Neil Gerster’s collection is a different beast. Neil does not write easy songs – though Eddie is still a dab hand with a metaphor, he doesn’t hold on to it with Neil’s tenacity, as seen in the lyrically complete “23 Harbours”. Seldom straightforward and always poetic, Neil can still be accessible (sometimes the plainness of his observations comes to the detriment of artistry, in my opinion, but different people want different things from poetry). His music challenges your expectations about the next chord without ever sounding wrong or out of place. More brilliant than either of these parts on their own is how he weaves the components into a song: I envy Neil’s ability to embed a lyric within a phrase of melody. You have to hear how the line “This new spark of life threatens to turn me to cinders” works in the context of the changes and the melody to understand how simultaneously natural and deliberate his writing is.
And this inventiveness points me to Neil’s project, which diverges from Eddie’s bigger-budget but smaller-sounding record. Although all the songs on Hearts and Other Shipwrecks were written on the ukulele and incorporate the instrument, they are seldom ruled by your ideas of what that instrument ought to sound like. After a very brief and careful nod to the ukulele’s vaudeville pedigree with the opener “An Efficient Love”, we are into full-scale indie pop. We have drums, bass, guitar, keys; we have accordion, glockenspiel, and melodica; we have the feel and the concept of a big pop record, and sitting in the heart of it like the short, geeky kid who just shot the three-pointer at the buzzer to win his high-school basketball final is the ukulele. He is showing you everything it can do: summery grooves on “Confederation Park”, relentless funk on “Saskatune (Part 2)”, and gentle balladry on “Goodness”. He brings in surprising techniques such as the riffs on “These Wee Hours” and the outright unorthodox with a finger-picked roll on “Ocean Lover” (which bears an uncanny resemblance to my own unorthodox finger-picked uke song “Instead”, a fact we discovered on the patio of Ottawa’s Cafe Nostalgica a few years ago). Neil’s evangelical project with this record is to force pop listeners to take the ukulele seriously, not relegate it to memories of George Formby or Tiny Tim. It’s not just a tack-on, like the banjo in Feist’s “1-2-3-4” – let’s face it, the song is lifted by the part but it didn’t need it. Hearts and Other Shipwrecks is your favourite indie sound, and it never would have happened without the ukulele.

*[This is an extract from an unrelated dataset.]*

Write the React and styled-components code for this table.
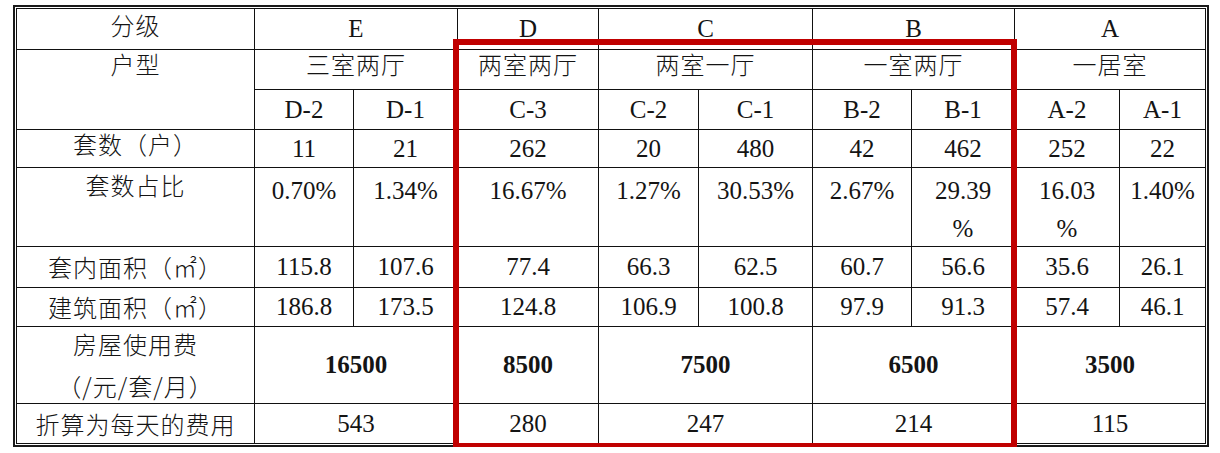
import React from "react";
import styled, { createGlobalStyle } from "styled-components";

const GlobalStyle = createGlobalStyle`
  html, body {
    margin: 0;
    padding: 0;
    background: #ffffff;
  }
`;

const Page = styled.div`
  position: relative;
  padding: 5px 0 0 13px;
`;

const Frame = styled.div`
  display: inline-block;
  border: 2px solid #1a1a1a;
  padding: 1px;
`;

const Grid = styled.div`
  display: grid;
  grid-template-columns: 238px 99px 104px 141px 100px 114px 99px 103px 105px 86px;
  grid-template-rows: 41px 40px 40px 38px 79px 41px 39px 77px 40px;
  border-left: 1px solid #111;
  border-top: 1px solid #111;
`;

const Cell = styled.div`
  grid-column: span ${(p) => p.$span || 1};
  grid-row: span ${(p) => p.$rows || 1};
  box-sizing: border-box;
  border-right: 1px solid #111;
  border-bottom: 1px solid #111;
  display: flex;
  flex-direction: column;
  align-items: center;
  justify-content: ${(p) => (p.$top ? "flex-start" : "center")};
  padding-top: ${(p) => p.$pt || 0}px;
  color: #141414;
  text-align: center;
  white-space: nowrap;
  font-family: ${(p) =>
    p.$cn
      ? '"Noto Sans CJK SC", "Noto Sans", sans-serif'
      : '"Liberation Serif", "Times New Roman", serif'};
  font-size: ${(p) => (p.$cn ? 24 : 25)}px;
  font-weight: ${(p) => (p.$bold ? 700 : p.$cn ? 300 : 400)};
  letter-spacing: ${(p) => (p.$cn ? 1 : 0)}px;
  line-height: ${(p) => p.$lh || (p.$cn ? 28 : 38)}px;
`;

const Line = styled.span`
  display: block;
`;

// red annotation drawn over the table
const Highlight = styled.div`
  position: absolute;
  left: 453px;
  top: 39px;
  width: 564px;
  height: 410px;
  box-sizing: border-box;
  border: 6px solid #c00000;
  pointer-events: none;
`;

const cn = true;

const rows = [
  [
    { t: "分级", cn, top: true, pt: 2 },
    { t: "E", span: 2 },
    { t: "D" },
    { t: "C", span: 2 },
    { t: "B", span: 2 },
    { t: "A", span: 2 },
  ],
  [
    { t: "户型", cn, rows: 2, top: true },
    { t: "三室两厅", cn, span: 2, top: true },
    { t: "两室两厅", cn, top: true },
    { t: "两室一厅", cn, span: 2, top: true },
    { t: "一室两厅", cn, span: 2, top: true },
    { t: "一居室", cn, span: 2, top: true },
  ],
  ["D-2", "D-1", "C-3", "C-2", "C-1", "B-2", "B-1", "A-2", "A-1"],
  [{ t: "套数（户）", cn, top: true }, "11", "21", "262", "20", "480", "42", "462", "252", "22"],
  [
    { t: "套数占比", cn, top: true, pt: 3 },
    ...["0.70%", "1.34%", "16.67%", "1.27%", "30.53%", "2.67%", ["29.39", "%"], ["16.03", "%"], "1.40%"].map(
      (t) => ({ t, top: true, pt: 4 })
    ),
  ],
  [{ t: "套内面积（㎡）", cn }, "115.8", "107.6", "77.4", "66.3", "62.5", "60.7", "56.6", "35.6", "26.1"],
  [{ t: "建筑面积（㎡）", cn }, "186.8", "173.5", "124.8", "106.9", "100.8", "97.9", "91.3", "57.4", "46.1"],
  [
    { t: ["房屋使用费", "（/元/套/月）"], cn, lh: 42 },
    { t: "16500", span: 2, bold: true },
    { t: "8500", bold: true },
    { t: "7500", span: 2, bold: true },
    { t: "6500", span: 2, bold: true },
    { t: "3500", span: 2, bold: true },
  ],
  [
    { t: "折算为每天的费用", cn },
    { t: "543", span: 2 },
    { t: "280" },
    { t: "247", span: 2 },
    { t: "214", span: 2 },
    { t: "115", span: 2 },
  ],
];

export default function App() {
  return (
    <>
      <GlobalStyle />
      <Page>
        <Frame>
          <Grid>
            {rows.flatMap((row, r) =>
              row.map((c, i) => {
                const cell = typeof c === "string" ? { t: c } : c;
                const lines = Array.isArray(cell.t) ? cell.t : [cell.t];
                return (
                  <Cell
                    key={r + "-" + i}
                    $span={cell.span}
                    $rows={cell.rows}
                    $cn={cell.cn}
                    $bold={cell.bold}
                    $top={cell.top}
                    $pt={cell.pt}
                    $lh={cell.lh}
                  >
                    {lines.map((l, k) => (
                      <Line key={k}>{l}</Line>
                    ))}
                  </Cell>
                );
              })
            )}
          </Grid>
        </Frame>
        <Highlight />
      </Page>
    </>
  );
}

Vedder’s project is equally committed to the instrument, but it’s more pedagogical. When he adopted the ukulele some years ago (it first appeared on a Pearl Jam studio album in 2000) Eddie with all his prominence said, “Look at this.” With Ukulele Songs, he is saying, “Here’s how it sounds.” It is flush from beginning to end with the vaudeville sounds Gerster only winks at. He has chosen the covers with care – all but one span the period between the two world wars – and matched them with his own writing: those trite cliches about loneliness and broken hearts are underscored with augmented chords and minor-seven-flat-fives, so that the record sounds complete. Outside of two guest vocalists and a supporting cello on a third tune, all that we hear are the thin plink of a ukulele and Eddie’s rich baritone. There’s a lot of sense in that. My old high school band teacher, Bryan Stovell, encouraged us to listen to certain records because, in pop music, people weren’t playing trumpets, clarinets, barely even saxophones anymore. How could we make these instruments sound right if we didn’t know what they were supposed to sound like? So Vedder is literally giving us the songbook – look again at the album’s title.

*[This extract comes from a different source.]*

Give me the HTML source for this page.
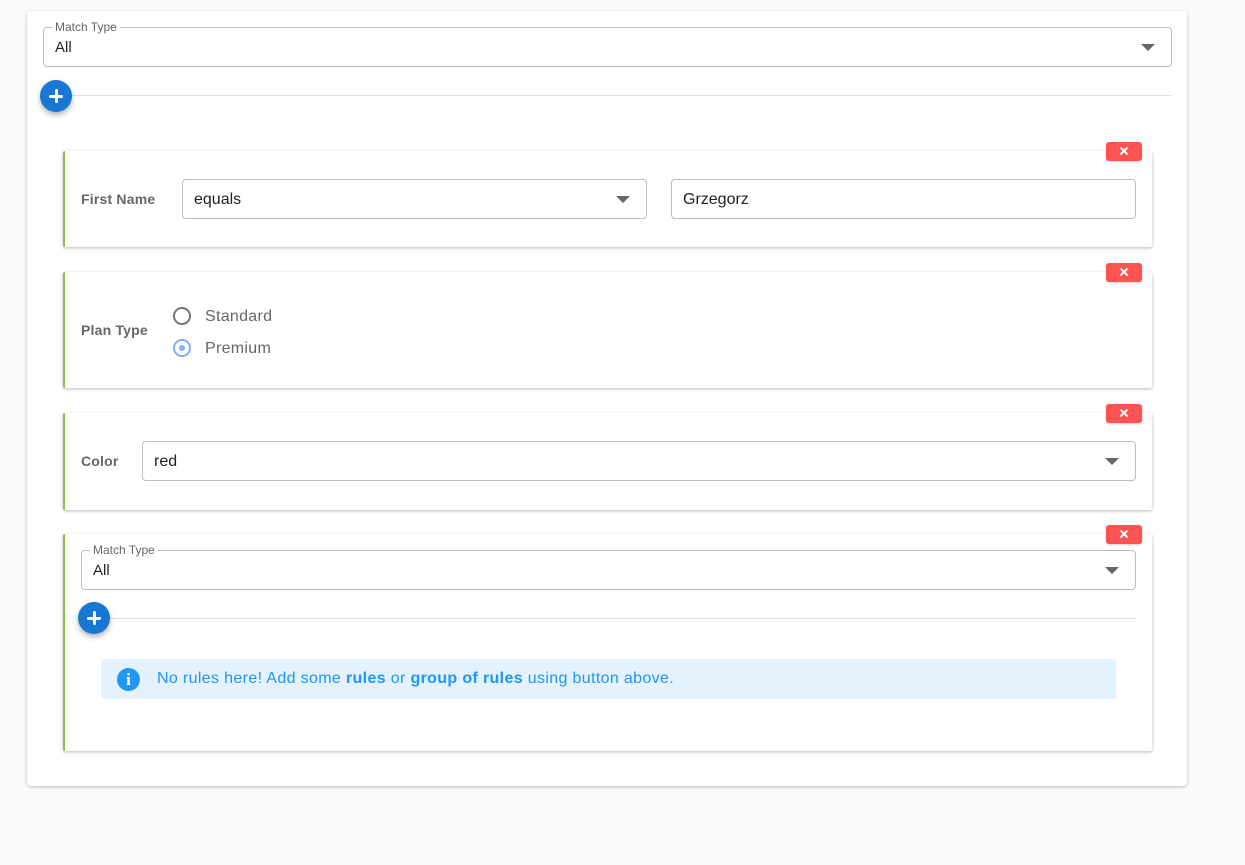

And it’s working. I hit a coffee shop in Edinburgh’s Bruntsfield neighbourhood last month where a songwriter was giving an afternoon gig all on ukulele. Finishing her set, she brought out Cee-Lo Green’s “Forget You” (itself part of the New Uke Canon though its musical origins are elsewhere… just type it into YouTube and see what you get) and, to close it all down, “Tonight You Belong To Me”. It’s possible she was thinking of Steve Martin and Bernadette Peters, not Eddie Vedder and Cat Power, but that is at any rate immaterial. The continuity of the performance is a chain that links 2011 to 1926, when Billy Rose and Lee David first penned the song.

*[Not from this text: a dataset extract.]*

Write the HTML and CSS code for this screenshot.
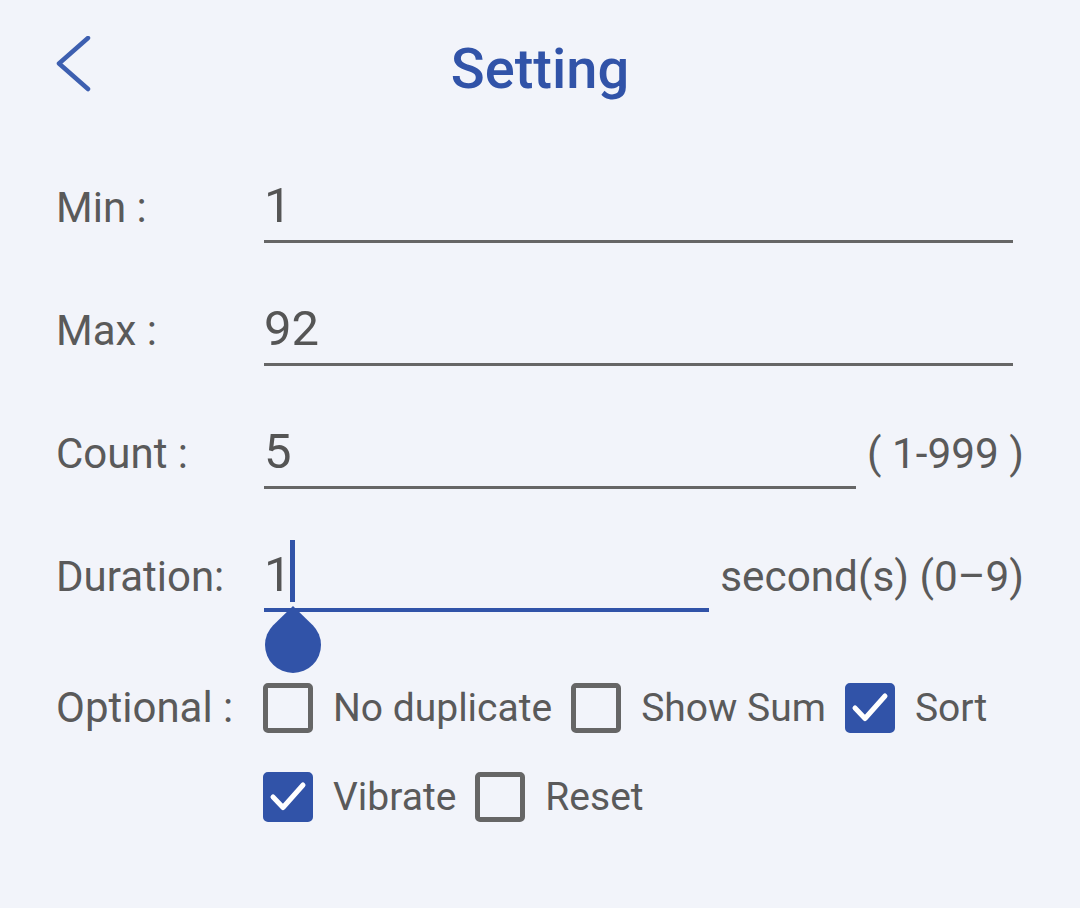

It’s a project I can get behind. My point is not to say it has to go one way or the other. Vedder’s conservative and anthropological ukulele record lets new listeners hear some of the classic motifs that defined the instrument’s music before it turned into cheap novelty. Gerster’s wild and adventurous ukulele record showcases the potential of the instrument as it digs its way out of that same cheap novelty. For my part, whilst I appreciate what Eddie is doing, I play Neil’s album more. I had myself harboured thoughts of an all-ukulele record, but hearing Ukulele Songs, I think it is too limited sonically to sit through for that length of time. You hear the cello on “Longing to Belong” as though it were seven of them, so welcome is the additional texture. Politically (if you will) he was right to restrict the arrangements, but I just would like to hear some of these songs richened up. I wanted more from Eddie; it’s Neil who gives it to me.